Deteminists say they have no free will, like Sam Harris, yet it appears their lack of free will appears to be different from the free will I am talking about. So do people hold the view of free will, or its apparent action, yet believe it is just an illusion?

It appears that what we are talking about is moral agency, guilt and responsibility for evil actions on the individual and social circumstance. Are we guilty of sin, or just it is inevitable because of who we are?

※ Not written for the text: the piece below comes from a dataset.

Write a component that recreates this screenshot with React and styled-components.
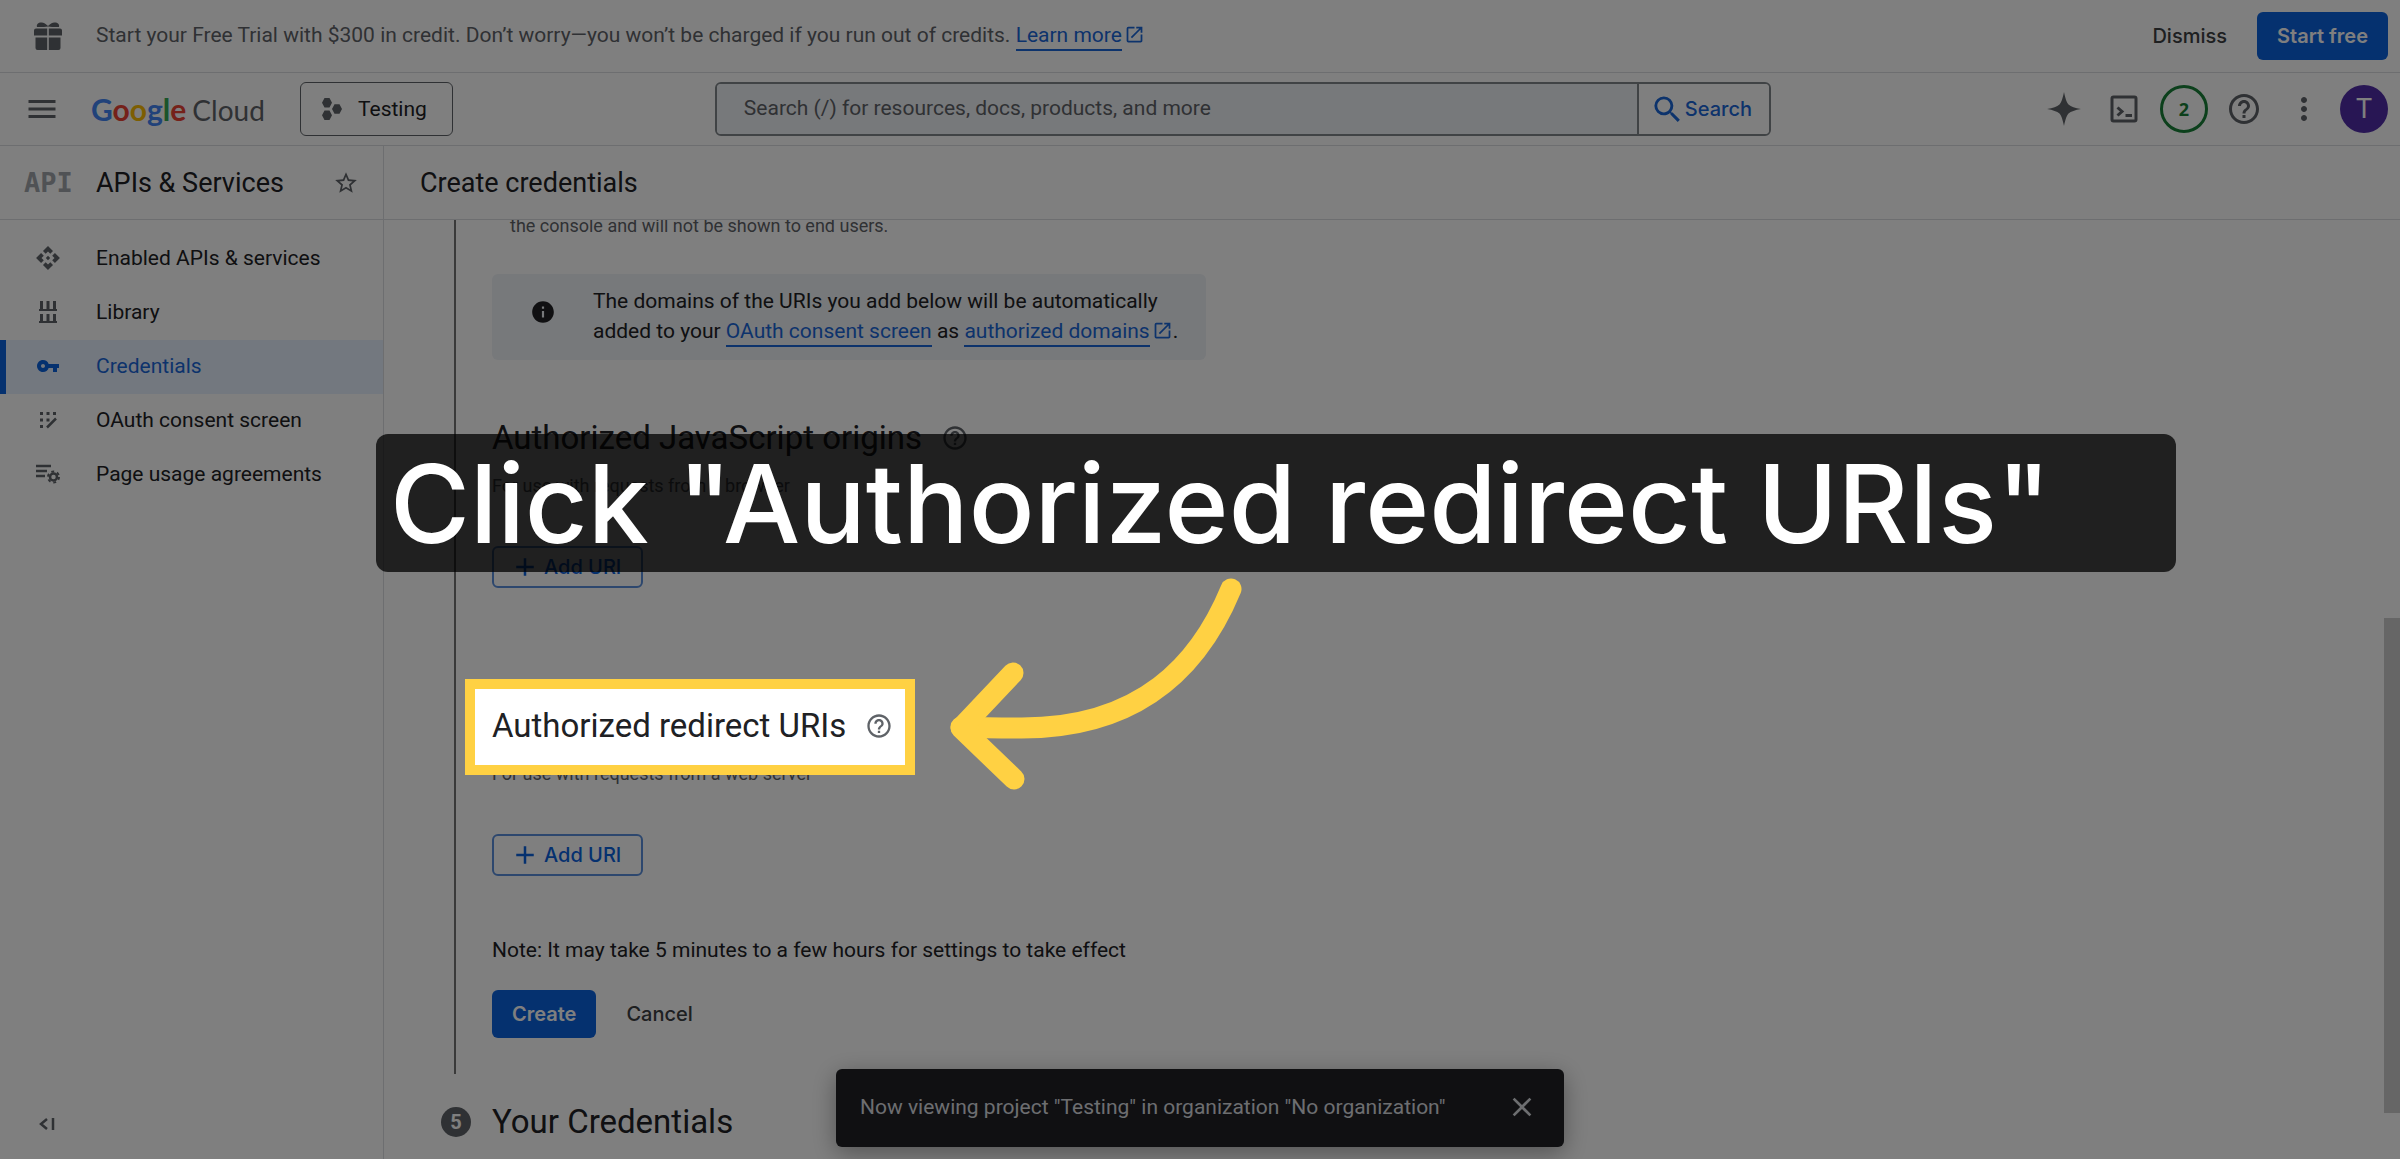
import React from "react";
import styled, { createGlobalStyle, css } from "styled-components";
import {
  MdAdd,
  MdApi,
  MdClose,
  MdHelpOutline,
  MdInfo,
  MdMenu,
  MdMoreVert,
  MdOpenInNew,
  MdSearch,
  MdStarBorder,
  MdVpnKey,
} from "react-icons/md";

const color = {
  text: "#202124",
  muted: "#5f6368",
  line: "#dadce0",
  outline: "#80868b",
  blue: "#1a67d8",
  fill: "#0b62de",
  tint: "#eff2f6",
  selected: "#e6f0fe",
  highlight: "#ffd143",
};

const GlobalStyle = createGlobalStyle`
  *, *::before, *::after { box-sizing: border-box; }
  body {
    margin: 0;
    overflow: hidden;
    color: ${color.text};
    background: #fff;
    font: 400 21px/30px Roboto, "Liberation Sans", sans-serif;
  }
  h1, h2, p, ul { margin: 0; padding: 0; font-weight: 400; }
  svg { display: block; flex: none; }
`;

const Page = styled.div`
  position: relative;
  display: flex;
  flex-direction: column;
  height: 100vh;
  overflow: hidden;
`;

const Bar = styled.div`
  display: flex;
  align-items: center;
  flex: none;
  height: 73px;
  padding-right: 12px;
  border-bottom: 1px solid ${color.line};
`;

const IconSlot = styled.span`
  display: flex;
  justify-content: center;
  flex: none;
  width: 96px;
  color: ${(p) => (p.$active ? color.fill : color.muted)};
`;

const BannerText = styled.p`
  flex: 1;
  padding-bottom: 2px;
  color: ${color.muted};
`;

const Link = styled.a`
  padding-bottom: 2px;
  color: ${color.blue};
  text-decoration: none;
  border-bottom: 2px solid currentColor;
`;

const ExternalIcon = styled(MdOpenInNew)`
  display: inline-block;
  margin-left: 2px;
  color: ${color.blue};
  vertical-align: -3px;
`;

const Button = styled.button`
  display: inline-flex;
  align-items: center;
  height: 48px;
  padding: 0;
  border: 0;
  border-radius: 6px;
  background: none;
  color: #3c4043;
  font: 500 20px/30px Inter, Roboto, sans-serif;

  ${(p) =>
    p.$kind === "filled" &&
    css`
      padding: 0 20px;
      background: ${color.fill};
      color: #fff;
      font-weight: 600;
    `}
  ${(p) =>
    p.$kind === "outlined" &&
    css`
      height: 42px;
      padding: 0 20px 0 16px;
      gap: 4px;
      border: 2px solid #5a8fdc;
      color: ${color.fill};
    `}
`;

const ButtonPair = styled.div`
  display: flex;
  gap: 30px;
  margin-top: ${(p) => p.$top || 0}px;
`;

const MenuButton = styled.button`
  display: flex;
  padding: 0;
  margin: 0 28px 0 24px;
  border: 0;
  background: none;
  color: ${color.muted};
`;

const Logo = styled.a`
  display: flex;
  align-items: baseline;
  flex: none;
  gap: 6px;
  width: 212px;
  padding-left: 3px;
  color: ${color.muted};
  font: 400 28px/36px Lato, sans-serif;
  text-decoration: none;

  b { font-size: 30px; }
`;

const Letter = styled.span`
  color: ${(p) => p.$c};
`;

const ProjectButton = styled.button`
  display: flex;
  align-items: center;
  gap: 16px;
  height: 54px;
  padding: 0 25px 0 21px;
  border: 1px solid ${color.muted};
  border-radius: 6px;
  background: none;
  color: ${color.text};
  font: inherit;
`;

const SearchForm = styled.form`
  display: flex;
  width: 44vw;
  height: 54px;
  margin: 0 auto 0 262px;
  border: 2px solid ${color.outline};
  border-radius: 6px;
  overflow: hidden;
`;

const SearchInput = styled.input`
  flex: 1;
  min-width: 0;
  padding: 0 27px 2px;
  border: 0;
  background: ${color.tint};
  color: ${color.text};
  font: inherit;

  &::placeholder { color: ${color.muted}; opacity: 1; }
`;

const SearchButton = styled.button`
  display: flex;
  align-items: center;
  width: 132px;
  padding: 0 0 0 11px;
  border: 0;
  border-left: 2px solid ${color.outline};
  background: #fff;
  color: ${color.blue};
  font: 500 20px/30px Inter, Roboto, sans-serif;
`;

const Tools = styled.div`
  display: flex;
  gap: 12px;
`;

const Tool = styled.button`
  display: flex;
  align-items: center;
  justify-content: center;
  width: 48px;
  height: 48px;
  padding: 0;
  border: 0;
  border-radius: 50%;
  background: ${(p) => (p.$avatar ? "#512da8" : "none")};
  color: ${(p) => (p.$avatar ? "#fff" : color.muted)};
  font: 400 27px/30px Roboto, sans-serif;

  ${(p) =>
    p.$ring &&
    css`
      border: 3px solid #188038;
      color: #188038;
      font: 700 18px/24px "Open Sans", sans-serif;
    `}
`;

const Body = styled.div`
  display: grid;
  grid-template-columns: 384px minmax(0, 1fr);
  flex: 1;
  min-height: 0;
`;

const Sidebar = styled.aside`
  display: flex;
  flex-direction: column;
  border-right: 1px solid ${color.line};
`;

const TitleBar = styled.div`
  display: flex;
  align-items: center;
  flex: none;
  height: 74px;
  padding: 0 24px ${(p) => (p.$main ? "0 36px" : "0 0")};
  border-bottom: 1px solid ${color.line};
`;

const ApiMark = styled.span`
  width: 96px;
  padding-left: 24px;
  color: #a0a5aa;
  font: 700 27px/30px "DejaVu Sans Mono", monospace;
`;

const Title = styled.h1`
  flex: 1;
  font-size: 27px;
  line-height: 36px;
`;

const StarButton = styled.button`
  padding: 0;
  border: 0;
  background: none;
  color: ${color.muted};
`;

const NavList = styled.ul`
  flex: 1;
  padding-top: 12px;
  list-style: none;
`;

const NavLink = styled.a`
  display: flex;
  align-items: center;
  height: 54px;
  padding-bottom: 2px;
  color: ${(p) => (p.$active ? color.blue : color.text)};
  background: ${(p) => (p.$active ? color.selected : "none")};
  box-shadow: ${(p) => (p.$active ? `inset 6px 0 ${color.fill}` : "none")};
  text-decoration: none;
`;

const CollapseButton = styled.button`
  align-self: flex-start;
  padding: 0;
  margin: 0 0 26px 36px;
  border: 0;
  background: none;
  color: ${color.muted};
`;

const Main = styled.main`
  display: flex;
  flex-direction: column;
  min-width: 0;
  min-height: 0;
`;

const ScrollArea = styled.div`
  display: flex;
  flex: 1;
  min-height: 0;
  overflow: hidden;
`;

const Steps = styled.div`
  flex: 1;
  margin-top: -6px;
  padding-left: 57px;
`;

const StepBody = styled.section`
  margin-left: 13px;
  padding: 0 0 36px 36px;
  border-left: 2px solid #757575;
`;

const Hint = styled.p`
  margin-top: ${(p) => (p.$field ? 0 : 14)}px;
  padding-left: ${(p) => (p.$field ? 18 : 0)}px;
  color: ${color.muted};
  font-size: 18px;
  line-height: 24px;
`;

const InfoBox = styled.div`
  display: flex;
  align-items: flex-start;
  width: 714px;
  margin-top: 36px;
  padding: 12px 24px 14px 38px;
  gap: 37px;
  border-radius: 6px;
  background: ${color.tint};

  > svg { margin-top: 13px; }
`;

const SectionTitle = styled.h2`
  display: flex;
  align-items: center;
  gap: 19px;
  margin-top: ${(p) => p.$top || 0}px;
  font-size: 33px;
  line-height: 44px;

  svg { color: ${color.muted}; }
`;

const AddRow = styled.div`
  display: flex;
  margin-top: 48px;
`;

const Note = styled.p`
  margin-top: 59px;
`;

const StepHead = styled.div`
  display: flex;
  align-items: center;
  gap: 21px;
  margin-top: 26px;
`;

const StepNumber = styled.span`
  display: flex;
  align-items: center;
  justify-content: center;
  width: 30px;
  height: 30px;
  border-radius: 50%;
  background: ${color.muted};
  color: #fff;
  font: 700 20px/30px Roboto, sans-serif;
`;

const ScrollTrack = styled.div`
  width: 16px;
  padding-top: 398px;
`;

const ScrollThumb = styled.div`
  height: 495px;
  background: #cdcdcd;
`;

const Snackbar = styled.div`
  position: absolute;
  right: 0;
  bottom: 12px;
  left: 0;
  display: flex;
  align-items: center;
  justify-content: space-between;
  width: 728px;
  height: 78px;
  margin: 0 auto;
  padding: 0 26px 2px 24px;
  border-radius: 6px;
  background: #202124;
  box-shadow: 0 6px 24px rgba(0, 0, 0, 0.35);
  color: #dadce0;
`;

const DismissButton = styled.button`
  padding: 0;
  border: 0;
  background: none;
  color: inherit;
`;

const Spotlight = styled.div`
  position: absolute;
  top: 679px;
  left: 465px;
  width: 450px;
  height: 96px;
  border: 10px solid ${color.highlight};
  box-shadow: 0 0 0 3000px rgba(0, 0, 0, 0.5);
  pointer-events: none;
`;

const Callout = styled.div`
  position: absolute;
  top: 434px;
  left: 376px;
  width: 75%;
  padding: 2px 14px;
  border-radius: 12px;
  background: rgba(0, 0, 0, 0.75);
  color: #fff;
  font: 500 109px/134px Inter, sans-serif;
  white-space: nowrap;
`;

const Arrow = styled.svg`
  position: absolute;
  top: 570px;
  left: 940px;
`;

const GiftIcon = () => (
  <svg width="28" height="28" viewBox="0 0 28 28" fill="currentColor" aria-hidden="true">
    <path d="M3 5C2 2 5 0 8 0.500 11 1 12.500 2.500 14 4 15.500 2.500 17 1 20 .5 23 0 26 2 25 5H18L14 4.500 10 5z" />
    <path d="M2 6.500h11.200v7H0v-5a2 2 0 0 1 2-2zM14.800 6.500H26a2 2 0 0 1 2 2v5H14.800z" />
    <path d="M1.500 15.500h11.700V28H3.500a2 2 0 0 1-2-2zM14.800 15.500h11.700V26a2 2 0 0 1-2 2h-9.700z" />
  </svg>
);

const HexIcon = () => (
  <svg width="20" height="22" viewBox="0 0 20 22" fill="currentColor" color={color.muted} aria-hidden="true">
    <path d="M2.500 0h5L10 4.700 7.500 9.400h-5L0 4.700zM12.500 6.300h5L20 11l-2.500 4.700h-5L10 11zM2.500 12.600h5l2.500 4.700L7.500 22h-5L0 17.300z" />
  </svg>
);

const SparkIcon = () => (
  <svg width="34" height="34" viewBox="0 0 34 34" fill="currentColor" aria-hidden="true">
    <path d="M17 0C18.500 7 19.500 10 21.500 12.500 24 14.500 28 16 34 17 28 18 24 19.500 21.500 21.500 19.500 24 18.500 27 17 34 15.500 27 14.500 24 12.500 21.500 10 19.500 6 18 0 17 6 16 10 14.500 12.500 12.500 14.500 10 15.500 7 17 0z" />
  </svg>
);

const TerminalIcon = () => (
  <svg width="28" height="28" viewBox="0 0 28 28" fill="none" stroke="currentColor" strokeWidth="3" aria-hidden="true">
    <rect x="2" y="2" width="24" height="24" rx="1.500" />
    <path d="M7.500 12.500l4.500 4-4.500 4M15.500 20.500h6.500" />
  </svg>
);

const LibraryIcon = () => (
  <svg width="20" height="24" viewBox="0 0 20 24" fill="none" stroke="currentColor" strokeWidth="3" aria-hidden="true">
    <path d="M3.500 1v9M10 1v9M16.500 1v9M3.500 14v8M10 14v8M16.500 14v8" />
    <path d="M1 10h18M1 22h18" strokeWidth="2" />
  </svg>
);

const ConsentIcon = () => (
  <svg width="18" height="18" viewBox="0 0 18 18" fill="currentColor" aria-hidden="true">
    <path d="M1 1h3v3H1zM7.500 1h3v3h-3zM14 1h3v3h-3zM1 7.500h3v3H1zM7.500 7.500h3v3h-3zM1 14h3v3H1z" />
    <path d="M8 16.500L17 7.500" stroke="currentColor" strokeWidth="2.500" />
  </svg>
);

const AgreementIcon = () => (
  <svg width="24" height="20" viewBox="0 0 24 20" fill="none" stroke="currentColor" aria-hidden="true">
    <path d="M0 2h15M0 7h11M0 12h9" strokeWidth="2.500" />
    <circle cx="17.500" cy="13" r="3.500" strokeWidth="2.500" />
    <circle cx="17.500" cy="13" r="5.500" strokeWidth="2" strokeDasharray="2.900 2.860" />
  </svg>
);

const CollapseIcon = () => (
  <svg width="22" height="18" viewBox="0 0 22 18" fill="none" stroke="currentColor" strokeWidth="2.500" aria-hidden="true">
    <path d="M11 4L5 9l6 5M17 3v12" />
  </svg>
);

const googleLetters = [
  ["G", "#4285f4"],
  ["o", "#ea4335"],
  ["o", "#fbbc04"],
  ["g", "#4285f4"],
  ["l", "#34a853"],
  ["e", "#ea4335"],
];

const navItems = [
  { label: "Enabled APIs & services", icon: <MdApi size={26} /> },
  { label: "Library", icon: <LibraryIcon /> },
  { label: "Credentials", icon: <MdVpnKey size={24} />, active: true },
  { label: "OAuth consent screen", icon: <ConsentIcon /> },
  { label: "Page usage agreements", icon: <AgreementIcon /> },
];

function UriSection({ title, hint, top }) {
  return (
    <>
      <SectionTitle $top={top}>
        {title}
        <MdHelpOutline size={28} />
      </SectionTitle>
      <Hint>{hint}</Hint>
      <AddRow>
        <Button $kind="outlined" type="button">
          <MdAdd size={30} />
          Add URI
        </Button>
      </AddRow>
    </>
  );
}

export default function App() {
  return (
    <Page>
      <GlobalStyle />
      <Bar>
        <IconSlot><GiftIcon /></IconSlot>
        <BannerText>
          Start your Free Trial with $300 in credit. Don’t worry—you won’t be charged if you run out of credits.{" "}
          <Link href="#learn">Learn more</Link>
          <ExternalIcon size={21} />
        </BannerText>
        <ButtonPair>
          <Button type="button">Dismiss</Button>
          <Button type="button" $kind="filled">Start free</Button>
        </ButtonPair>
      </Bar>

      <Bar as="header">
        <MenuButton type="button" aria-label="Navigation menu"><MdMenu size={36} /></MenuButton>
        <Logo href="#home">
          <b>
            {googleLetters.map(([ch, c], i) => (
              <Letter key={i} $c={c}>{ch}</Letter>
            ))}
          </b>
          <span>Cloud</span>
        </Logo>
        <ProjectButton type="button">
          <HexIcon />
          Testing
        </ProjectButton>
        <SearchForm role="search">
          <SearchInput
            type="text"
            aria-label="Search"
            placeholder="Search (/) for resources, docs, products, and more"
          />
          <SearchButton type="button">
            <MdSearch size={35} />
            Search
          </SearchButton>
        </SearchForm>
        <Tools>
          <Tool type="button" aria-label="Assistant"><SparkIcon /></Tool>
          <Tool type="button" aria-label="Cloud Shell"><TerminalIcon /></Tool>
          <Tool type="button" $ring>2</Tool>
          <Tool type="button" aria-label="Help"><MdHelpOutline size={36} /></Tool>
          <Tool type="button" aria-label="More options"><MdMoreVert size={36} /></Tool>
          <Tool type="button" $avatar>T</Tool>
        </Tools>
      </Bar>

      <Body>
        <Sidebar>
          <TitleBar>
            <ApiMark>API</ApiMark>
            <Title as="h2">APIs &amp; Services</Title>
            <StarButton type="button" aria-label="Pin"><MdStarBorder size={26} /></StarButton>
          </TitleBar>
          <NavList>
            {navItems.map((item) => (
              <li key={item.label}>
                <NavLink href="#nav" $active={item.active}>
                  <IconSlot $active={item.active}>{item.icon}</IconSlot>
                  {item.label}
                </NavLink>
              </li>
            ))}
          </NavList>
          <CollapseButton type="button" aria-label="Collapse menu"><CollapseIcon /></CollapseButton>
        </Sidebar>

        <Main>
          <TitleBar $main>
            <Title>Create credentials</Title>
          </TitleBar>
          <ScrollArea>
            <Steps>
              <StepBody>
                <Hint $field>the console and will not be shown to end users.</Hint>
                <InfoBox>
                  <MdInfo size={26} />
                  <p>
                    The domains of the URIs you add below will be automatically
                    <br />
                    added to your <Link href="#consent">OAuth consent screen</Link> as{" "}
                    <Link href="#domains">authorized domains</Link>
                    <ExternalIcon size={21} />.
                  </p>
                </InfoBox>
                <UriSection
                  top={56}
                  title="Authorized JavaScript origins"
                  hint="For use with requests from a browser"
                />
                <UriSection
                  top={116}
                  title="Authorized redirect URIs"
                  hint="For use with requests from a web server"
                />
                <Note>Note: It may take 5 minutes to a few hours for settings to take effect</Note>
                <ButtonPair $top={25}>
                  <Button type="button" $kind="filled">Create</Button>
                  <Button type="button">Cancel</Button>
                </ButtonPair>
              </StepBody>
              <StepHead>
                <StepNumber>5</StepNumber>
                <SectionTitle>Your Credentials</SectionTitle>
              </StepHead>
            </Steps>
            <ScrollTrack>
              <ScrollThumb />
            </ScrollTrack>
          </ScrollArea>
        </Main>
      </Body>

      <Snackbar role="status">
        <span>Now viewing project "Testing" in organization "No organization"</span>
        <DismissButton type="button" aria-label="Close"><MdClose size={32} /></DismissButton>
      </Snackbar>

      <Spotlight />
      <Callout>Click "Authorized redirect URIs"</Callout>
      <Arrow
        width="320"
        height="230"
        viewBox="940 570 320 230"
        fill="none"
        stroke={color.highlight}
        strokeWidth="21"
        strokeLinecap="round"
        strokeLinejoin="round"
        aria-hidden="true"
      >
        <path d="M1231 589C1200 664 1142 728 1022 728Q985 728 961 727" />
        <path d="M1013 673L961 728l53 51" />
      </Arrow>
    </Page>
  );
}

Sam Harris summary views Free will introduction

4
  • "my ability to be the prime mover of all my practical actions." - that already is ambiguous definition. What does it mean prime mover? Are you rejecting the fact that your thoughts, and therefore will itself, at least partially, are a product of experience?
    – rus9384
    May 11, 2018 at 22:52
  • Actually, this question is asking for opinion and is off-topic for that reason. If it would ask what philosophers have wrote on this topic, it would be suited for this site.
    – rus9384
    May 11, 2018 at 22:54
  • I do not know why I choose, but I choose. I choose the filters I apply and what triggers I listen to and what I ignore. Choice appears to be an emotional typing point, not driven by thoughts or experience, but thoughts and experience create emotional contexts which make the choice more or less likely. Abseiling takes effort to overcome fear, lack of trust and a feeling of danger, but I choose to apply this to achieve the objective. How I develop these skills is also a choice built on previous choices.
    – PeterJens
    May 11, 2018 at 22:59
  • Definitions and lengthy discussions of free will are available from multiple online encyclopedias, is there a question here beyond that?
    – Conifold
    May 11, 2018 at 23:50

2 Answers 2

1

I have identified a minimal definition of free will which is attached to responsibility. Here goes:

Free will, at a minimum, is whatever ability an agent has that makes it responsible for its decisions.

Responsibility entails culpability (for bad decisions) and also praise (for good decisions). I don't see how culpability or praise could be attached to an agent without some form of free will.

2
0

Free will is being able to choose AN alternative.

Free will is not being able to choose ANY alternative.

Here's an example: How many numbers can you name?

Would you not say you can't because there are an infinite number?

So here's a new question: How many different choices are available to you right now?

Well it's also infinite number of choices is it not?

And you might say "Yes, but I can't choose to fly like Superman." to which the reply is that physics has nothing to do with free will because if it did then the question would be moot ... I can't will myself to fly like Superman therefore there's no discussion needed (any more than a discussion of 'why isn't superman real'?)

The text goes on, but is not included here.